Two awesome scenes remain in Mahogany, and my favorite is the confrontation during a party between Billy Dee and Anthony Perkins. Diana's chosen to fall in love with Billy Dee at this point, but rape-eyed Tony has other plans -- specifically, to shoot Billy in the face. Unfortunately, Lando Calrissian has a BMI of more than -28, and thus he overtakes Tony and forces the gun in his mouth. The spectacle contains what you might call homoerotic implications.
I haven't seen this much phallic imagery since the first season of Bravo's Work of Art. Don't worry -- turns out there's no bullet in the gun, and we're spared a head-wound that belongs on a suicidal Titanic captain.

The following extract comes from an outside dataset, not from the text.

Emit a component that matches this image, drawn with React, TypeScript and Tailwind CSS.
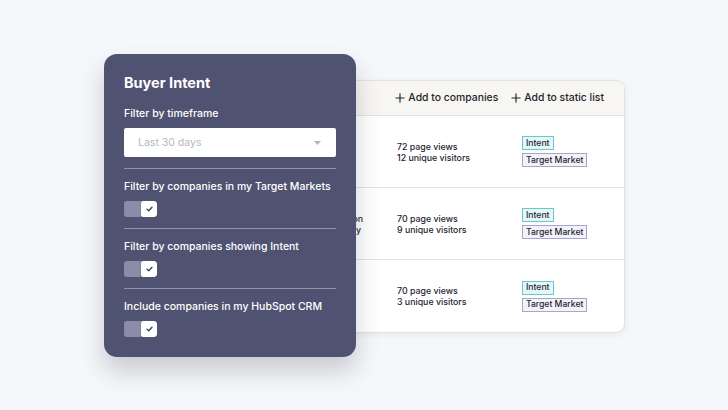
import React from "react";

const font = { fontFamily: "Inter, 'Noto Sans', sans-serif" };

function Toggle() {
  return (
    <div className="flex h-[16px] w-[33px] overflow-hidden rounded-[3px]">
      <div className="h-full w-[17px] bg-[#8b8da8]" />
      <div className="flex h-full w-[16px] items-center justify-center rounded-[2px] bg-white shadow-[0_1px_2px_rgba(0,0,0,0.25)]">
        <svg width="7" height="6" viewBox="0 0 7 6" fill="none">
          <path d="M1 3.2 L2.8 4.8 L6 1.2" stroke="#33475b" strokeWidth="1.3" strokeLinecap="round" strokeLinejoin="round" />
        </svg>
      </div>
    </div>
  );
}

function Section({ label }: { label: string }) {
  return (
    <div className="mt-[11px] flex flex-col">
      <div className="h-px w-full bg-[#9093ab]" />
      <div className="mt-[11px] h-[14px] text-[10.5px] leading-[14px] font-medium text-white">{label}</div>
      <div className="mt-[7px]">
        <Toggle />
      </div>
    </div>
  );
}

function Tag({ kind, children }: { kind: "intent" | "market"; children: React.ReactNode }) {
  const cls =
    kind === "intent"
      ? "border-[#6cc6cd] bg-[#e3f6f8]"
      : "border-[#a7a5cb] bg-[#f2f2f9]";
  return (
    <div className={`flex h-[14px] items-center border px-[3px] text-[8.6px] font-medium text-[#1f2530] ${cls}`}>
      {children}
    </div>
  );
}

function Plus() {
  return (
    <svg width="10" height="10" viewBox="0 0 10 10" fill="none">
      <path d="M5 0.5 V9.5 M0.5 5 H9.5" stroke="#1f2530" strokeWidth="1.2" />
    </svg>
  );
}

const rows = [
  { a: "", b: "", views: "72 page views", visitors: "12 unique visitors" },
  { a: "Higher Education", b: "Industry", views: "70 page views", visitors: "9 unique visitors" },
  { a: "", b: "", views: "70 page views", visitors: "3 unique visitors" },
];

export default function App() {
  return (
    <div className="relative h-[410px] w-[728px] overflow-hidden bg-[#f6f7fa]" style={font}>
      {/* companies table */}
      <div className="pl-[250px] pt-[80px]">
        <div className="w-[375px] overflow-hidden rounded-[9px] border border-[#e2e2e4] bg-white shadow-[0_2px_6px_rgba(40,45,70,0.08)]">
          <div className="flex h-[35px] items-center justify-end gap-[13px] border-b border-[#e2e2e4] bg-[#f7f6f2] pr-[20px] text-[10.4px] font-medium text-[#1f2530]">
            <span className="flex items-center gap-[3px]">
              <Plus />
              Add to companies
            </span>
            <span className="flex items-center gap-[3px]">
              <Plus />
              Add to static list
            </span>
          </div>
          {rows.map((r, i) => (
            <div
              key={i}
              className={`grid h-[72px] grid-cols-[113px_158px_1fr] items-center ${i < 2 ? "border-b border-[#e2e2e4]" : ""}`}
            >
              <div className="flex flex-col items-end whitespace-nowrap pr-[1px] text-[8.8px] leading-[11px] font-medium text-[#1f2530]">
                <span>{r.a}</span>
                <span className="pr-[2px]">{r.b}</span>
              </div>
              <div className="flex flex-col pl-[33px] text-[8.8px] leading-[11px] font-medium text-[#1f2530]">
                <span>{r.views}</span>
                <span>{r.visitors}</span>
              </div>
              <div className="flex flex-col items-start gap-[3px]">
                <Tag kind="intent">Intent</Tag>
                <Tag kind="market">Target Market</Tag>
              </div>
            </div>
          ))}
        </div>
      </div>

      {/* filter popover over the table */}
      <div className="absolute left-[104px] top-[54px] flex w-[252px] flex-col rounded-[13px] bg-[#4f5270] px-[20px] pb-[20px] pt-[20px] shadow-[0_14px_24px_rgba(40,45,70,0.22)]">
        <div className="h-[18px] text-[14.5px] leading-[18px] font-bold text-white">Buyer Intent</div>
        <div className="mt-[15px] h-[14px] text-[10.5px] leading-[14px] font-medium text-white">Filter by timeframe</div>
        <div className="mt-[7px] flex h-[29px] items-center justify-between rounded-[2px] bg-white pl-[14px] pr-[15px]">
          <span className="text-[10.5px] text-[#b4b7c3]">Last 30 days</span>
          <svg width="7" height="4" viewBox="0 0 7 4">
            <path d="M0 0 L7 0 L3.5 4 Z" fill="#b4b7c3" />
          </svg>
        </div>
        <Section label="Filter by companies in my Target Markets" />
        <Section label="Filter by companies showing Intent" />
        <Section label="Include companies in my HubSpot CRM" />
      </div>
    </div>
  );
}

This delights Tony greatly.
If that round of bizarre penis antics didn't thrill you, perhaps you'll relish when Tony traps Diana in a car, drives it at 100+ MPH down an empty Italian highway system, and forces her to pose for photos before flying off the road and killing himself. Tah-dah. It's Speed 3: 'Supreme' Command! Start at 0:50 to watch Norman Bates use his taxidermy skills to stuff a stolen car with gay panic.
Did you find
a favorite frame in there? Here's mine.
And so it ends for Tony. Diana lives and gets back with boring, political, gun-penised Billy Dee, and we're thrilled (bored) for her. If you're a little nonplussed with how the film wavers between Diana's love life, career(s), passions, and problems, you've thought about Mahogany too much. For when it comes to appreciating a senseless romance mired in melodrama, turtlenecks, and demonized homosexuality, you can hurry love.
(Or, kidding aside, if you hate Mahogany, you can recycle your angst from this Sunday's Oscars and direct it again at telecast writer Bruce Vilanch. Why? Because he made his film debut in -- you guessed it -- Mahogany. There he is, sewing away at Melissa Leo's shimmersparkles.)